Fast mental model before you dive in.
Shift left
  • Misconfiguration scanning
  • Policy as code
  • Review gates
Protect the control plane
  • Least privilege
  • State security
  • Trusted automation
Reduce blast radius
  • Secure defaults
  • Narrow exceptions
  • Guardrails

Core idea

The safest IaC workflow prevents bad infrastructure from being created in the first place. Security checks should run where engineers already work, so risky changes are visible before they become live resources. A misconfiguration detected in a pull request is fixed in minutes. The same misconfiguration discovered after deployment may require incident response, customer notification, and compliance reporting.

That means scanning configuration for known patterns, enforcing policy automatically, and protecting the machinery that runs the automation. Each of these layers addresses a different risk. Scanning finds known-bad patterns, policy enforcement blocks classes of decisions that should not be made without explicit review, and protecting the automation prevents an attacker from using the IaC pipeline itself as an entry point.

Prevention

  • Run misconfiguration scans on every pull request so findings appear before merge, not after deployment.
  • Use policy-as-code checks to block obviously unsafe patterns, such as publicly accessible storage and open security groups, automatically.
  • Keep review requirements in the same workflow as the code change so security decisions are not a separate process that gets skipped under time pressure.

Baseline

  • Store state in a backend with tight access control, encryption at rest, and versioning so the state is protected like a production credential.
  • Give CI/CD automation only the cloud permissions it needs for the current scope, scoped to environment and purpose.
  • Apply default-deny thinking when a resource or setting can introduce public exposure or broad access.

Signals to watch for

Patterns worth investigating further.
  • Repeated policy exceptions are becoming normal.
  • Public resources appear without a clear reason or owner.
  • Too many people can read or modify state and credentials.

DEEP DIVE

Misconfiguration scanning

Misconfiguration scanning analyses IaC files for patterns that are known to create security risks when deployed. The scan runs against Terraform HCL, CloudFormation YAML, Kubernetes manifests, and other infrastructure definition formats without executing any deployment. Findings represent misconfigurations in the code that would become live security weaknesses if applied, such as an S3 bucket with public access enabled, a security group with ingress open to 0.0.0.0/0, or a database without encryption at rest.

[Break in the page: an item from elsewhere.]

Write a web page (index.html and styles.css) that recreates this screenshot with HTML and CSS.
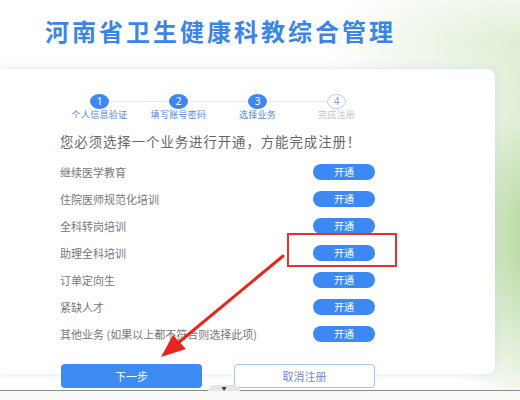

The major open-source IaC scanning tools are Checkov, tfsec, and KICS. Checkov is written in Python and supports the broadest range of IaC formats with over 1,000 built-in checks, including support for Terraform, CloudFormation, Kubernetes, Helm, and ARM templates. It also supports custom policies written in Python or YAML. tfsec is a Terraform-focused scanner written in Go that is fast enough to run on every save in a developer's editor, providing near-instant feedback. KICS (Keeping Infrastructure as Code Secure) is an open-source project by Checkmarx that supports broad format coverage and is designed for CI integration.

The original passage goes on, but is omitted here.